For me the quarantine has been a gift, I feel sorry for all those people who has suffered the consequences of this damned virus and I have to say that I haven’t been always well or happy while I had been stocked in this place, but actually this time for me was a treasure because all the pressure I had from family and friends, about what is right to do for my future, disappeared. I have never felt as free as I have been experiencing during this period, it was just a time to creat, regardless what. With each work I discovered a part of myself, the origin of my feelings and I finally faced problems and internal fights I always had with my body and identity.
Now I really understand that fashion is more than a piece of clothing and that my work and concepts are much better when I use a piece of wood than some fabric.

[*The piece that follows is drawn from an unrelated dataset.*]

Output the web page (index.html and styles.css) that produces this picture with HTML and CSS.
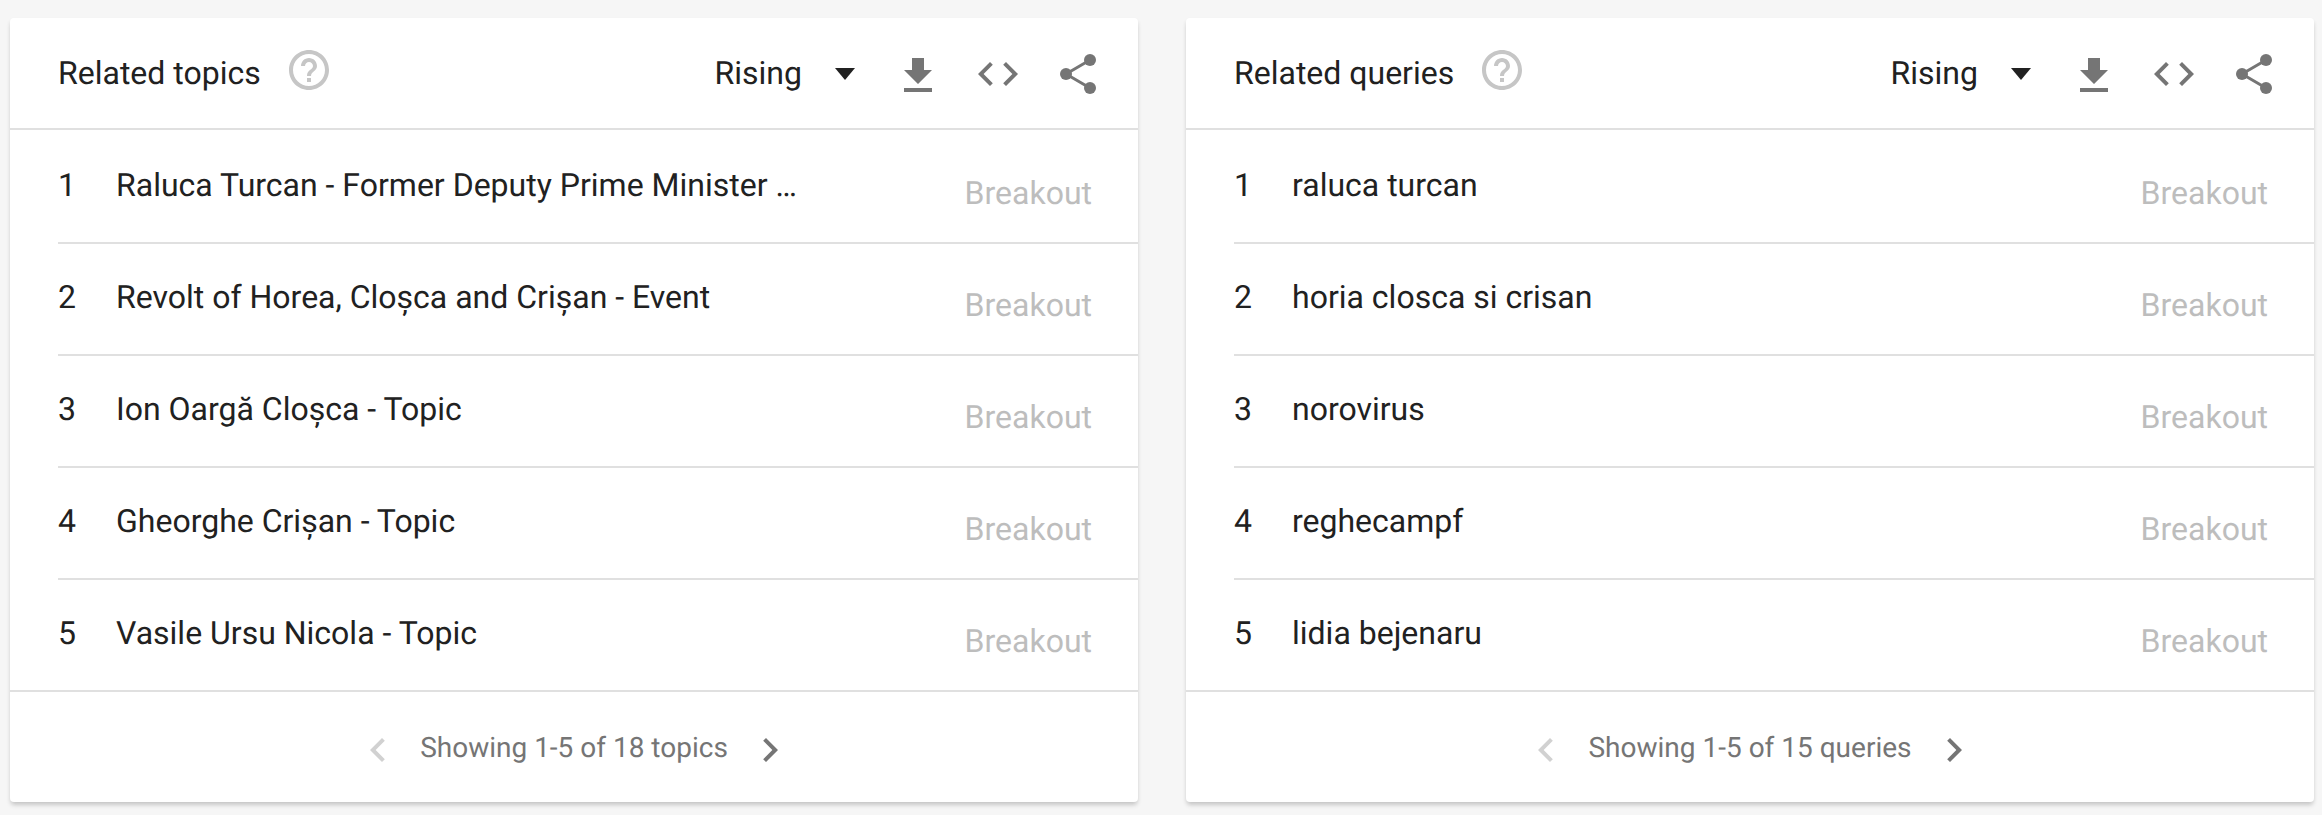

My dress is big and lightweight, I do not need any suitcase or wardrobe for moving it or keeping it. It is in the atmosphere I had been creating during these days of isolation, it is in the memories, the knowledge and the imaginary I take back to my home, in Spain and u will carry with me am everyday. It is the light that gave me company and helped me to explore the limits between reality and fantasy.
That light is me and also the shadows around around it. This inspired me to do this performance in which I frame the light from 2:30 pm to 9:45 pm. It is a child act in which I try to trape the moment and the light that comes through my window, but it is imposible because time is fluid and lights are many, as many as me.